» **Written request**
What lines of the data include the string "components"? Copy them all.

» **Given material**
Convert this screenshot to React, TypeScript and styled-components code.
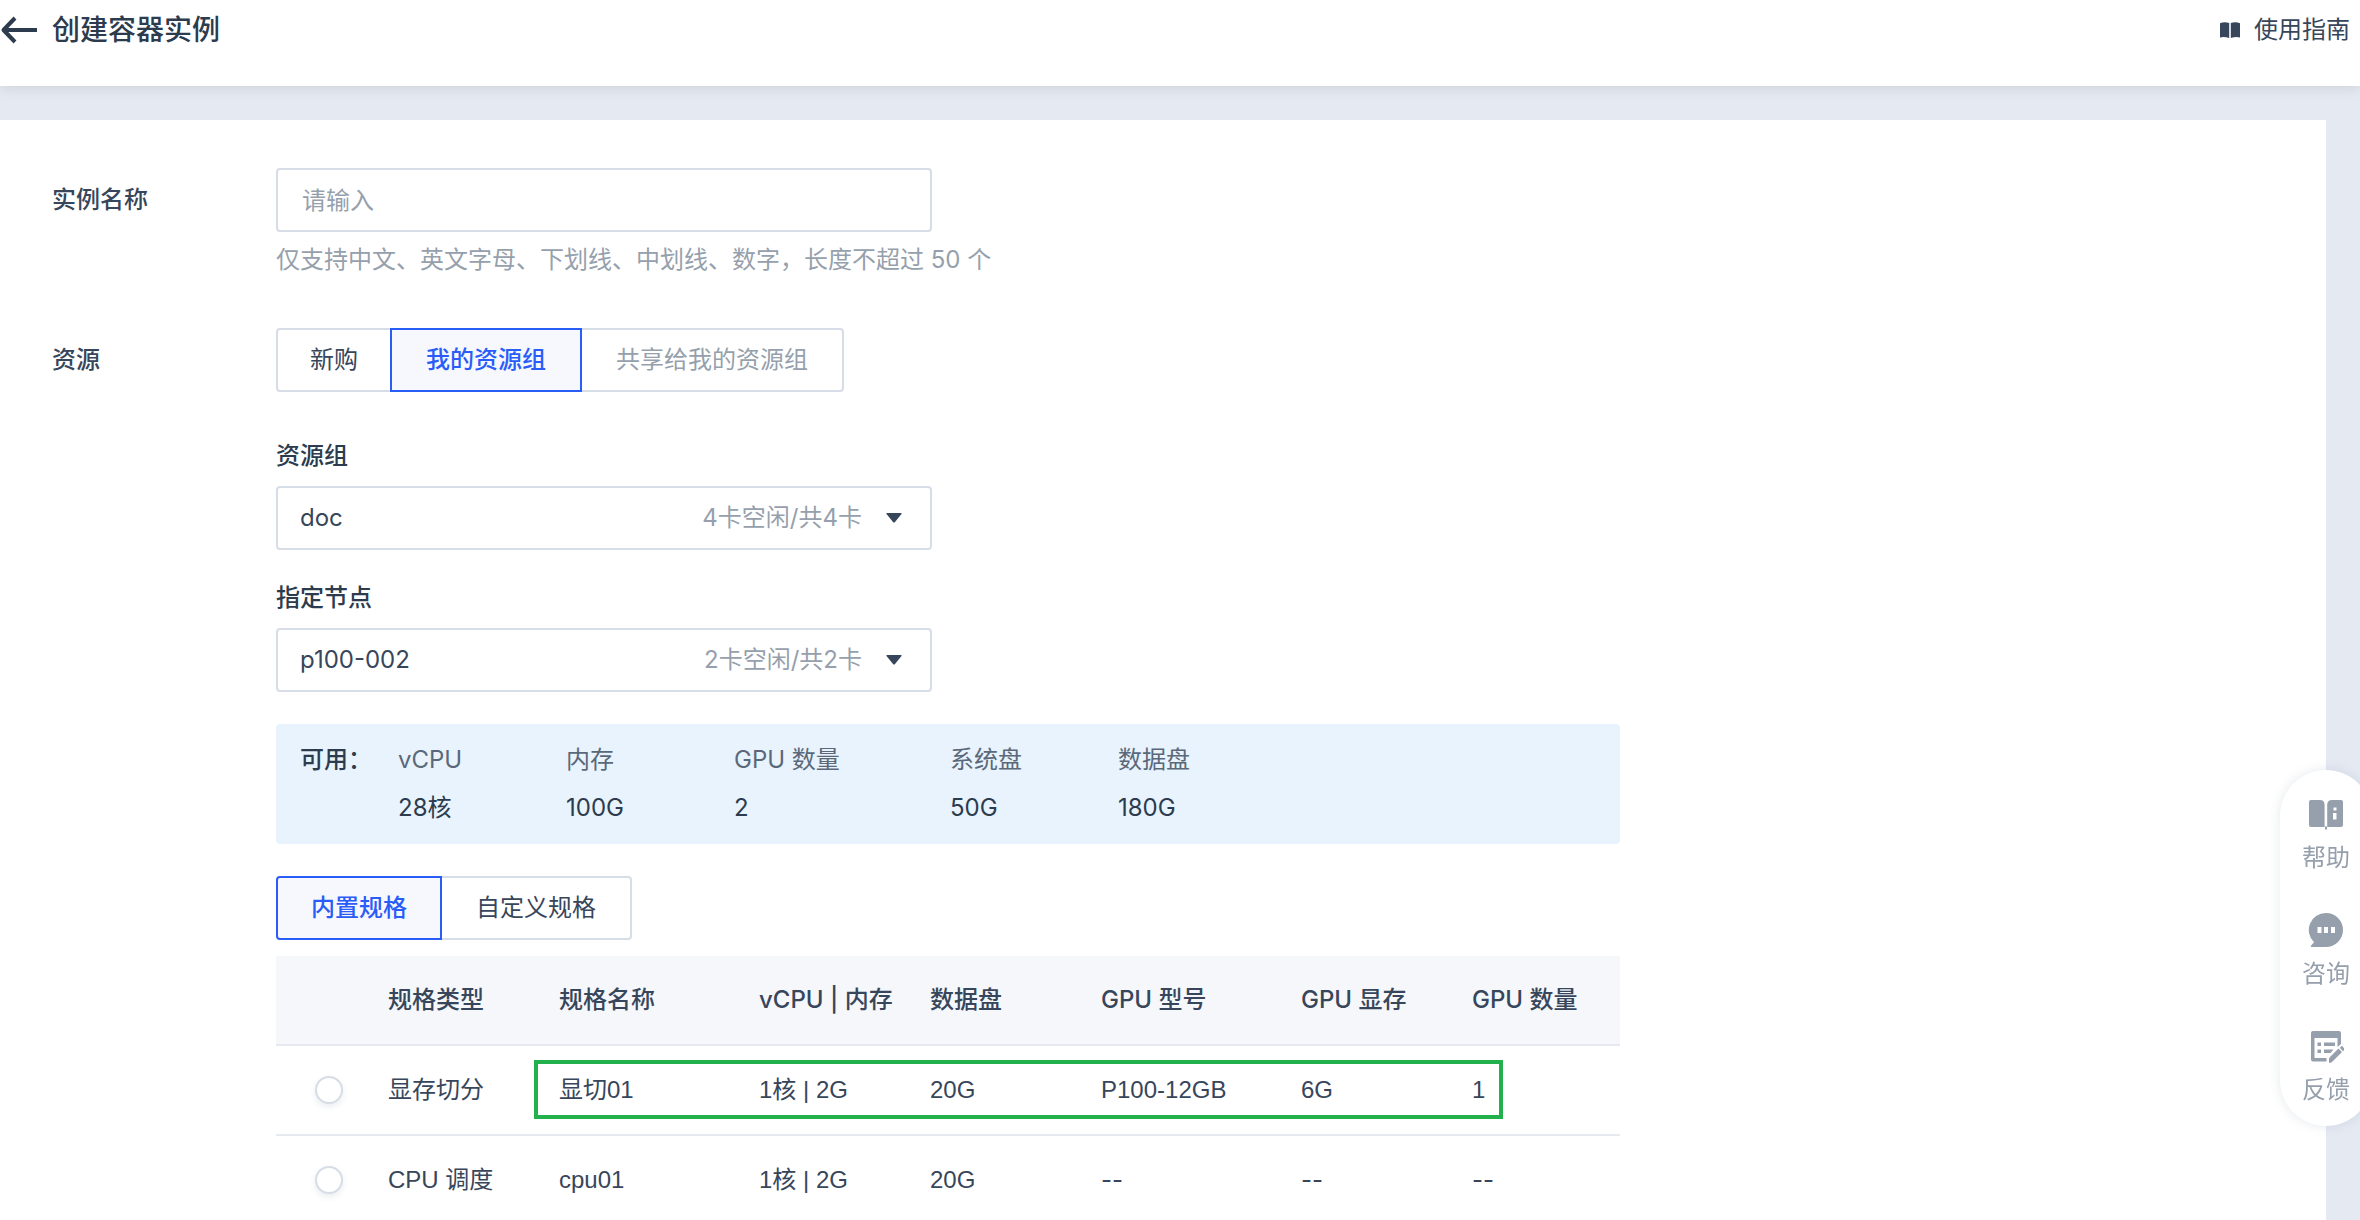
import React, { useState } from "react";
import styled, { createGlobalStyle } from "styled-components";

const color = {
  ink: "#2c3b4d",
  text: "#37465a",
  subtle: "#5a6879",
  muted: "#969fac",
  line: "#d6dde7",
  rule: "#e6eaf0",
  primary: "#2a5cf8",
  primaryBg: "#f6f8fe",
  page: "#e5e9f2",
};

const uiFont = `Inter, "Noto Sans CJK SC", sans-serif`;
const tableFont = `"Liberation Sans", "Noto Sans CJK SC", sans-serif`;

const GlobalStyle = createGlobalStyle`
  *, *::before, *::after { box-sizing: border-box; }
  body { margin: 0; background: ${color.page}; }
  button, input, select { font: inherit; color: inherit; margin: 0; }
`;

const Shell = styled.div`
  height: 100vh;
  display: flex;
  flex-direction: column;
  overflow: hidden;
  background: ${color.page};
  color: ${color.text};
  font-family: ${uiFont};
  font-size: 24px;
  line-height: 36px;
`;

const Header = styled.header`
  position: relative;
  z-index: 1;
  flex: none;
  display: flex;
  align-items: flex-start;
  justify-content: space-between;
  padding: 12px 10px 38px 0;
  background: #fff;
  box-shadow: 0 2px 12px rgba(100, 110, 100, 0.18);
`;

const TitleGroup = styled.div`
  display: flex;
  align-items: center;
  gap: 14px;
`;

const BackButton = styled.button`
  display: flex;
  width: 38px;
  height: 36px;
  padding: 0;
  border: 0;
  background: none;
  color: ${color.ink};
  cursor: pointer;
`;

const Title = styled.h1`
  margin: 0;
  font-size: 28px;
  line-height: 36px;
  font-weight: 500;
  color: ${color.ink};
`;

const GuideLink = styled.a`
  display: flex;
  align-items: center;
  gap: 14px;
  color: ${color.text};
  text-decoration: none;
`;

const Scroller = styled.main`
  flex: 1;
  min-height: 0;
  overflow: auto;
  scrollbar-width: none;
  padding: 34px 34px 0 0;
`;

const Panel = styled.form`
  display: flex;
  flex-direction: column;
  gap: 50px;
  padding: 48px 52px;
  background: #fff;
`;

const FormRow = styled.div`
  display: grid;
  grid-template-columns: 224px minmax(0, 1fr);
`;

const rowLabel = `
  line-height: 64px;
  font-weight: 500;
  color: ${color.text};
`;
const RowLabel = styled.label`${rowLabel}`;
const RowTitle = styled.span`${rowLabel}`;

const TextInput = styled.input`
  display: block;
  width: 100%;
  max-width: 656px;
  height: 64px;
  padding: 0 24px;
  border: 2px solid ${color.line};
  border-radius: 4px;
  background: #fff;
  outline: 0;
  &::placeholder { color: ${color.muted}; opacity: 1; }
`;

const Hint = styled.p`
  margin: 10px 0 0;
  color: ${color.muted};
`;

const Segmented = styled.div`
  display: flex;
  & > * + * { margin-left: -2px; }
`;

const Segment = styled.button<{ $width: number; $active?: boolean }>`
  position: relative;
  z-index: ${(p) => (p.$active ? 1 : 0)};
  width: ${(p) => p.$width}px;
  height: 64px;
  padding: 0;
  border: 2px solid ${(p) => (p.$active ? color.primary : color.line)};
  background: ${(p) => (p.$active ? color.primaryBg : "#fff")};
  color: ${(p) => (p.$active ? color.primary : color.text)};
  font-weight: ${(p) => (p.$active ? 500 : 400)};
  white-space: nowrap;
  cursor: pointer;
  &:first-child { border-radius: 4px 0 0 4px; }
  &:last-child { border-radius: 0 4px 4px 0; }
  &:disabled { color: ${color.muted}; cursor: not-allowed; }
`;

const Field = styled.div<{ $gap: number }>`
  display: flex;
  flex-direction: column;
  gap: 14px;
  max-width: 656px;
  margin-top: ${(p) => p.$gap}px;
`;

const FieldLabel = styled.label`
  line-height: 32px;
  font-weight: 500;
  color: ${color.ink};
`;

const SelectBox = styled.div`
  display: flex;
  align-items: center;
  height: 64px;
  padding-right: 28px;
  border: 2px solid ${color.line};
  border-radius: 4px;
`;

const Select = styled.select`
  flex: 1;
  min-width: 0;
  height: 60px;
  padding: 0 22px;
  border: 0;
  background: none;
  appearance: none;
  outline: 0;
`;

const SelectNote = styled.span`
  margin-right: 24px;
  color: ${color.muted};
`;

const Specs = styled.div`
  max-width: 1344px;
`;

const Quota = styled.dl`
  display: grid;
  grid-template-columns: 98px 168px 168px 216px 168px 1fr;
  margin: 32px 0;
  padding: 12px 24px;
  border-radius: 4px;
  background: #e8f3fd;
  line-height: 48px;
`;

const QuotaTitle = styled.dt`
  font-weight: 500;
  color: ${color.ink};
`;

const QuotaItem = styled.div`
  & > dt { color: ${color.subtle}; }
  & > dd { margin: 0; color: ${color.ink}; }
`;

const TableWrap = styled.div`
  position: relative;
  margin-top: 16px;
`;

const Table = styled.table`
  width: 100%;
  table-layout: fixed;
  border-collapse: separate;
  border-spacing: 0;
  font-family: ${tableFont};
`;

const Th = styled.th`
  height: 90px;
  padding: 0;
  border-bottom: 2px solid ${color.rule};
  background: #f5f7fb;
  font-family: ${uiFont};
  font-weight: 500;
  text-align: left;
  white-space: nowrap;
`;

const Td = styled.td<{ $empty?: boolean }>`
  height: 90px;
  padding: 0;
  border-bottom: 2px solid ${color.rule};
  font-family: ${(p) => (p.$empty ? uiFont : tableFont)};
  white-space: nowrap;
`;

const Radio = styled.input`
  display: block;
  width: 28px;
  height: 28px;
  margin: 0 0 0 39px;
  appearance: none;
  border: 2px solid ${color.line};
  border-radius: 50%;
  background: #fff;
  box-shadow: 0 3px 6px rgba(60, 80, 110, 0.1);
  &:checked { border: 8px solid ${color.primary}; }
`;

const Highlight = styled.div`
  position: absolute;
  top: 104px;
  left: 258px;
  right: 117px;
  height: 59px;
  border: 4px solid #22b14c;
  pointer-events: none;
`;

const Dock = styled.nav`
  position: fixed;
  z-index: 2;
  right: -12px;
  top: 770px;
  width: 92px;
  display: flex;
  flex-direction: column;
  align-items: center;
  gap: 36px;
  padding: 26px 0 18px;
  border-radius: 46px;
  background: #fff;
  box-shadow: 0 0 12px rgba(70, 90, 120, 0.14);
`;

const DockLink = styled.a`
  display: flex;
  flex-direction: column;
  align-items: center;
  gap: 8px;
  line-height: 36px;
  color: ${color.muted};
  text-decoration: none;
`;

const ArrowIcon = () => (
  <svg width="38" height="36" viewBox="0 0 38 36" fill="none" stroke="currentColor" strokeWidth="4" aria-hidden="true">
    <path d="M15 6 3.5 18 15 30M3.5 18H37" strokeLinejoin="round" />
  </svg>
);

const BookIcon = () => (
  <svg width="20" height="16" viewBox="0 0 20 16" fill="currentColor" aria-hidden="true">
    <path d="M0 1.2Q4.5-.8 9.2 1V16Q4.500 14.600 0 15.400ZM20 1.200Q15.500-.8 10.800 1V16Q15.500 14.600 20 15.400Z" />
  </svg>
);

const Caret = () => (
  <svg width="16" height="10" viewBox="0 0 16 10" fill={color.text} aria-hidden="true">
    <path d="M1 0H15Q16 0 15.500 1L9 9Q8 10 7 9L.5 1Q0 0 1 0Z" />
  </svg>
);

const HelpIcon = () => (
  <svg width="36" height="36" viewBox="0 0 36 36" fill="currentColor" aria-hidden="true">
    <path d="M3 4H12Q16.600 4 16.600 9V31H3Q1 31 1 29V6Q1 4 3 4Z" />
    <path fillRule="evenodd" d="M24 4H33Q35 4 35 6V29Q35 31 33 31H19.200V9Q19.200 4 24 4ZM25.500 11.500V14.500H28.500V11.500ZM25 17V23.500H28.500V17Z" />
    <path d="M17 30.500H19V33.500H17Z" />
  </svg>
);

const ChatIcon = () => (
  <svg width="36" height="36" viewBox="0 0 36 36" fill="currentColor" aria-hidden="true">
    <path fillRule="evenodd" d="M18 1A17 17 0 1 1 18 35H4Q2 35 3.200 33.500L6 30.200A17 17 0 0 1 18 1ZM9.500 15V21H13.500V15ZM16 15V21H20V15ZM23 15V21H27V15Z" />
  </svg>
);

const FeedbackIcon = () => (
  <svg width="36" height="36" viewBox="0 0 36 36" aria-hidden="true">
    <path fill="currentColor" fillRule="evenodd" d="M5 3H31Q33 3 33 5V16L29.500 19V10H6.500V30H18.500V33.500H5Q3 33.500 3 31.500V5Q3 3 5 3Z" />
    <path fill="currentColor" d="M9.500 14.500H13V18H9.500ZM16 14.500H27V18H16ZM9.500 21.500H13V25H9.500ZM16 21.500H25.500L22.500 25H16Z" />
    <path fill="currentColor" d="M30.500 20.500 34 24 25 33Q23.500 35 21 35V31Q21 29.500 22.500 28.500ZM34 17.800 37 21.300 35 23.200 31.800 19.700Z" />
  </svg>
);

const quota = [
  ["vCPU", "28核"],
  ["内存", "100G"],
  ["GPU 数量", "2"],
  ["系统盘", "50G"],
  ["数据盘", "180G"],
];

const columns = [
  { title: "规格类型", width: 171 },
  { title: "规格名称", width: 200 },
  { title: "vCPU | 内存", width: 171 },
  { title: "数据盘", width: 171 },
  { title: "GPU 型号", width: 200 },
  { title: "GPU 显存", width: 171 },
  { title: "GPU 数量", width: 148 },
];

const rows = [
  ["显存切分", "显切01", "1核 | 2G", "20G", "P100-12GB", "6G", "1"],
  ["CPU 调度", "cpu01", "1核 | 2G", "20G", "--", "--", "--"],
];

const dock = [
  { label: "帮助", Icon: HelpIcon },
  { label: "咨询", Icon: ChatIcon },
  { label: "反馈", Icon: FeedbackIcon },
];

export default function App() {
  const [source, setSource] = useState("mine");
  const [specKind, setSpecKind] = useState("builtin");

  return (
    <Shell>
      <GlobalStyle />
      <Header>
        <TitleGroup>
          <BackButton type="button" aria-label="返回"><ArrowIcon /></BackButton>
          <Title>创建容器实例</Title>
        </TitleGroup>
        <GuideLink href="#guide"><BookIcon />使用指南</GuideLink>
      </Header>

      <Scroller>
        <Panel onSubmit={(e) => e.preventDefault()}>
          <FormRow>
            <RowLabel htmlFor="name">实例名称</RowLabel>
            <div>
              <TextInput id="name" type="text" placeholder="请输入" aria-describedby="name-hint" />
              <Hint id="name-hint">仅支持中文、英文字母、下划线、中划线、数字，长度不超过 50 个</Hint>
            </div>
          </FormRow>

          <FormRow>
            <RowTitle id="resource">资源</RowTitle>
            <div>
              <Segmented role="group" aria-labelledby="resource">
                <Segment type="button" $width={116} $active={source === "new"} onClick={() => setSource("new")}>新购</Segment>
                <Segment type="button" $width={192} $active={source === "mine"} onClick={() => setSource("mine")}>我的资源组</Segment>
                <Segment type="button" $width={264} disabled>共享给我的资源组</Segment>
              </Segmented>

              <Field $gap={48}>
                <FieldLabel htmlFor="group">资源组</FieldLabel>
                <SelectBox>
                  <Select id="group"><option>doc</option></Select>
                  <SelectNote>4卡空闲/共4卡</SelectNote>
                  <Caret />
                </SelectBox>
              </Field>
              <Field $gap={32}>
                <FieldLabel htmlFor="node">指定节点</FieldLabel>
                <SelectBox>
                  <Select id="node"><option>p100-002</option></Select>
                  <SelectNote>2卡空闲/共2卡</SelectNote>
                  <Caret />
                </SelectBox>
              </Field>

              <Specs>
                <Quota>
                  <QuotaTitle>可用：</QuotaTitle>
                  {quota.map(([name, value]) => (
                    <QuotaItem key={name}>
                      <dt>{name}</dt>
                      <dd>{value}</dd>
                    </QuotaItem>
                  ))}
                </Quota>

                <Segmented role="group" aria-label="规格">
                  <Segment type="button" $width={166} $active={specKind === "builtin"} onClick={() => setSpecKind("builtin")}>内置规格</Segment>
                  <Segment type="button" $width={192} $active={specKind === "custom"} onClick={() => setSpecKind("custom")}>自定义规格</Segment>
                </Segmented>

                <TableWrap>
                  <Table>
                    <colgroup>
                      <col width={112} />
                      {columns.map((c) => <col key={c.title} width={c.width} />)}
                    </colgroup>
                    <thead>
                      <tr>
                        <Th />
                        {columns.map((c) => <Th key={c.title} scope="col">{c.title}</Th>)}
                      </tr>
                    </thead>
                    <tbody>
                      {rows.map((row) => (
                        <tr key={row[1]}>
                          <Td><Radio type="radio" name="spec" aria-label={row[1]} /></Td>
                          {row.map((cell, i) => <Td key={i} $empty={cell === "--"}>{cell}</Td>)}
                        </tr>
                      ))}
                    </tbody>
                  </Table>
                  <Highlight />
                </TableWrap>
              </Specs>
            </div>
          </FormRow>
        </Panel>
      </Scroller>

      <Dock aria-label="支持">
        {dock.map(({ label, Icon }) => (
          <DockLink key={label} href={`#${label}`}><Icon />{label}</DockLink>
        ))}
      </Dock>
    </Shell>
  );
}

» **Final answer**
Convert this screenshot to React, TypeScript and styled-components code.
import styled, { createGlobalStyle } from "styled-components";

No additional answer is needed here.